• [GIVEN EXERCISE]: Will you quote only the lines starting at the one that contains "Clone this screenshot in React" and ending with the last line of the listing below, inclusive?
## BEGIN
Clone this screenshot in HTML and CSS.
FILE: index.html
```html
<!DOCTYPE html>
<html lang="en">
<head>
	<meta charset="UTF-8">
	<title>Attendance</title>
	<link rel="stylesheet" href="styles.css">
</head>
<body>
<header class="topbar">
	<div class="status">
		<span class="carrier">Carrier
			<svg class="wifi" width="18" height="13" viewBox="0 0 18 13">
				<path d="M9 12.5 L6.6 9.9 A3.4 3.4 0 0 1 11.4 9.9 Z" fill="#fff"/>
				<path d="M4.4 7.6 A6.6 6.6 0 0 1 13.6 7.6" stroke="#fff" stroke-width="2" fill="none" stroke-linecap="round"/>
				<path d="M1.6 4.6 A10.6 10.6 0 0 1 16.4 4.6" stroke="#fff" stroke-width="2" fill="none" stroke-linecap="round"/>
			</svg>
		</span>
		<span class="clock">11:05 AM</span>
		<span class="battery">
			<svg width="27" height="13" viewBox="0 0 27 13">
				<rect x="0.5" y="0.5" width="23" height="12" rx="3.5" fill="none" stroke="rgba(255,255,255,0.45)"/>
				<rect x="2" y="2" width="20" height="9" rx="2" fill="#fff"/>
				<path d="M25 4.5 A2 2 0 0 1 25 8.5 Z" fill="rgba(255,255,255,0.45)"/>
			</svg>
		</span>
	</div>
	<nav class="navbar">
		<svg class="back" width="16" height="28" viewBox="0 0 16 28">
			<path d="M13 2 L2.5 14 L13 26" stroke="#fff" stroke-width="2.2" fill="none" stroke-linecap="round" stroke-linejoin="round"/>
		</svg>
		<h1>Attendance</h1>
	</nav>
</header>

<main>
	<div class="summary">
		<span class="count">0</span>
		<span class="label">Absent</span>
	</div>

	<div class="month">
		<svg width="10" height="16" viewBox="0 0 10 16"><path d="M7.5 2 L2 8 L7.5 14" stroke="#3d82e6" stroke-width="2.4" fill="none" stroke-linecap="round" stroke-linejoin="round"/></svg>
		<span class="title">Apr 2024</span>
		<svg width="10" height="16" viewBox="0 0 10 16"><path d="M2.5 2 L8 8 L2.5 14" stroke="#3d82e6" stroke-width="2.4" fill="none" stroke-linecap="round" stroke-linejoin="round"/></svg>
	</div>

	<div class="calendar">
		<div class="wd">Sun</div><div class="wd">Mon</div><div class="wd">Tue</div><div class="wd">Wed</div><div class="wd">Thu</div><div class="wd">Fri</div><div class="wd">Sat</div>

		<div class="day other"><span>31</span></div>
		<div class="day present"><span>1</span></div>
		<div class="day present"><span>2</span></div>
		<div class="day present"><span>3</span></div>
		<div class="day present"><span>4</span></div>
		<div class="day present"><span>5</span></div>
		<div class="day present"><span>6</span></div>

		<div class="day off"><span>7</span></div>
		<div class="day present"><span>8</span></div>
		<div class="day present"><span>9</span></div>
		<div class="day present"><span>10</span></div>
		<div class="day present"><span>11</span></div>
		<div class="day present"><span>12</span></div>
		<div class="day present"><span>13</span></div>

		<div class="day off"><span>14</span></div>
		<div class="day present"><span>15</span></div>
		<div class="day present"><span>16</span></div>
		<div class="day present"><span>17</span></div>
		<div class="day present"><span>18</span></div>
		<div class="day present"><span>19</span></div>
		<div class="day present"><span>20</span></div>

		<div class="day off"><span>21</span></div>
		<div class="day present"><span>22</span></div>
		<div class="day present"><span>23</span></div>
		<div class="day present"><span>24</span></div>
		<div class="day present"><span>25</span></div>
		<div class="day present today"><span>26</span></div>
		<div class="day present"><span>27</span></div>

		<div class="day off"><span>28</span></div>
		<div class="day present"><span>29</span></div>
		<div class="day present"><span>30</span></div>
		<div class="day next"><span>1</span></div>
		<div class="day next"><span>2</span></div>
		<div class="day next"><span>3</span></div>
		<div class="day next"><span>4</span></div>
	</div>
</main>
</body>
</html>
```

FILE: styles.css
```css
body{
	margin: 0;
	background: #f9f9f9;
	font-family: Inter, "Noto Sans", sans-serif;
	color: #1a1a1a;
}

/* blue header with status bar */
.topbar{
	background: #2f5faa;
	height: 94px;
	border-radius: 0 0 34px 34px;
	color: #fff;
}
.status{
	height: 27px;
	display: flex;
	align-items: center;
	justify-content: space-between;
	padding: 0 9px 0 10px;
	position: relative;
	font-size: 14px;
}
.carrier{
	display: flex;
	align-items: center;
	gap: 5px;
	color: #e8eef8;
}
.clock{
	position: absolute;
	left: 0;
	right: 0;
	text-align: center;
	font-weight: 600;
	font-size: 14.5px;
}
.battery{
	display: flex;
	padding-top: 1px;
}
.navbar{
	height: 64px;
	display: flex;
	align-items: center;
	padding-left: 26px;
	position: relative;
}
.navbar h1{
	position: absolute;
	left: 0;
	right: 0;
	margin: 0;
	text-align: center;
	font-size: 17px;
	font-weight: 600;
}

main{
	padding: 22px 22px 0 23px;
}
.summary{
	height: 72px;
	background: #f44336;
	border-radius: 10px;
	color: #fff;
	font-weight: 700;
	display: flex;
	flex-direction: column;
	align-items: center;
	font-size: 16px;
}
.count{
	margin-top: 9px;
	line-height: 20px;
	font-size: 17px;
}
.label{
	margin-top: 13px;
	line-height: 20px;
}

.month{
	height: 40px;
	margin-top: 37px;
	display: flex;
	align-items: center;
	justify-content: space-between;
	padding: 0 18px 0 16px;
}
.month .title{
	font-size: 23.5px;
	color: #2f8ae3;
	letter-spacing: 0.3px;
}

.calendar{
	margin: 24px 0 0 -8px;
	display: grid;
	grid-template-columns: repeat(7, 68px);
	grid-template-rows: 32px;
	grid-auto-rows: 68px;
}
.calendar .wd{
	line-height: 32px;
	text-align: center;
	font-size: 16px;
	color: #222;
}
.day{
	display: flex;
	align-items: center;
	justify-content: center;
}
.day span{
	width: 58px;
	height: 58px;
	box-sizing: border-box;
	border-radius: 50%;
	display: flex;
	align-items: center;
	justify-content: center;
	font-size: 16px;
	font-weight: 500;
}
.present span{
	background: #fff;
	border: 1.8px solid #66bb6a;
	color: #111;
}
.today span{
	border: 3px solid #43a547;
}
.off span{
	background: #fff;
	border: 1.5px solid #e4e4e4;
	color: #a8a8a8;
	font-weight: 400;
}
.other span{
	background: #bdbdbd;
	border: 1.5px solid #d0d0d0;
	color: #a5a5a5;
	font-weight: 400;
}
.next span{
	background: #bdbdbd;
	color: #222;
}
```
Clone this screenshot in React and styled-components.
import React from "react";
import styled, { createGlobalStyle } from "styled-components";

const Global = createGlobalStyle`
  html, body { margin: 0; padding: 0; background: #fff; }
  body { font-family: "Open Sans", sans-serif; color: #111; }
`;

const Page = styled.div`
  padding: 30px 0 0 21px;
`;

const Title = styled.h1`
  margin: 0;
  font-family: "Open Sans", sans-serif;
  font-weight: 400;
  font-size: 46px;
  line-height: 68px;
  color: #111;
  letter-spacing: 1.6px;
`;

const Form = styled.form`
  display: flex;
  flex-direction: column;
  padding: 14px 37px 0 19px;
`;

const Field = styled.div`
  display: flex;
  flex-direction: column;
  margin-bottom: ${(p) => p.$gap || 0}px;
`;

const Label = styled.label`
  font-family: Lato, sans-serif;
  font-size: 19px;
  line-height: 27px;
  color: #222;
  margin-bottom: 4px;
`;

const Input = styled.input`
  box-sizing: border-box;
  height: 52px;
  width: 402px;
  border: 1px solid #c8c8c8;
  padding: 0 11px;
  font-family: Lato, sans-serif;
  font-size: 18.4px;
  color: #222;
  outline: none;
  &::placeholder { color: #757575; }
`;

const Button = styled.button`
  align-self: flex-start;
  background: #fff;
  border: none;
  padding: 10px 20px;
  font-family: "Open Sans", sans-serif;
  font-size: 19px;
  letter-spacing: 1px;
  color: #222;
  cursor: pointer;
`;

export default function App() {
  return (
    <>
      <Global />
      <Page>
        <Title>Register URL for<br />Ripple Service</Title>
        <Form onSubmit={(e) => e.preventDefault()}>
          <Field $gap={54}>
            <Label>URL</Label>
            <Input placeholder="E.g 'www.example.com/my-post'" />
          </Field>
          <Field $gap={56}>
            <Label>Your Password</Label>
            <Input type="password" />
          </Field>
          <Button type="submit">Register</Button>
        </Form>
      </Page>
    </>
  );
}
## END
• [SOLUTION FOR THIS TASK]:
Clone this screenshot in React and styled-components.
import React from "react";
import styled, { createGlobalStyle } from "styled-components";

const Global = createGlobalStyle`
  html, body { margin: 0; padding: 0; background: #fff; }
  body { font-family: "Open Sans", sans-serif; color: #111; }
`;

const Page = styled.div`
  padding: 30px 0 0 21px;
`;

const Title = styled.h1`
  margin: 0;
  font-family: "Open Sans", sans-serif;
  font-weight: 400;
  font-size: 46px;
  line-height: 68px;
  color: #111;
  letter-spacing: 1.6px;
`;

const Form = styled.form`
  display: flex;
  flex-direction: column;
  padding: 14px 37px 0 19px;
`;

const Field = styled.div`
  display: flex;
  flex-direction: column;
  margin-bottom: ${(p) => p.$gap || 0}px;
`;

const Label = styled.label`
  font-family: Lato, sans-serif;
  font-size: 19px;
  line-height: 27px;
  color: #222;
  margin-bottom: 4px;
`;

const Input = styled.input`
  box-sizing: border-box;
  height: 52px;
  width: 402px;
  border: 1px solid #c8c8c8;
  padding: 0 11px;
  font-family: Lato, sans-serif;
  font-size: 18.4px;
  color: #222;
  outline: none;
  &::placeholder { color: #757575; }
`;

const Button = styled.button`
  align-self: flex-start;
  background: #fff;
  border: none;
  padding: 10px 20px;
  font-family: "Open Sans", sans-serif;
  font-size: 19px;
  letter-spacing: 1px;
  color: #222;
  cursor: pointer;
`;

export default function App() {
  return (
    <>
      <Global />
      <Page>
        <Title>Register URL for<br />Ripple Service</Title>
        <Form onSubmit={(e) => e.preventDefault()}>
          <Field $gap={54}>
            <Label>URL</Label>
            <Input placeholder="E.g 'www.example.com/my-post'" />
          </Field>
          <Field $gap={56}>
            <Label>Your Password</Label>
            <Input type="password" />
          </Field>
          <Button type="submit">Register</Button>
        </Form>
      </Page>
    </>
  );
}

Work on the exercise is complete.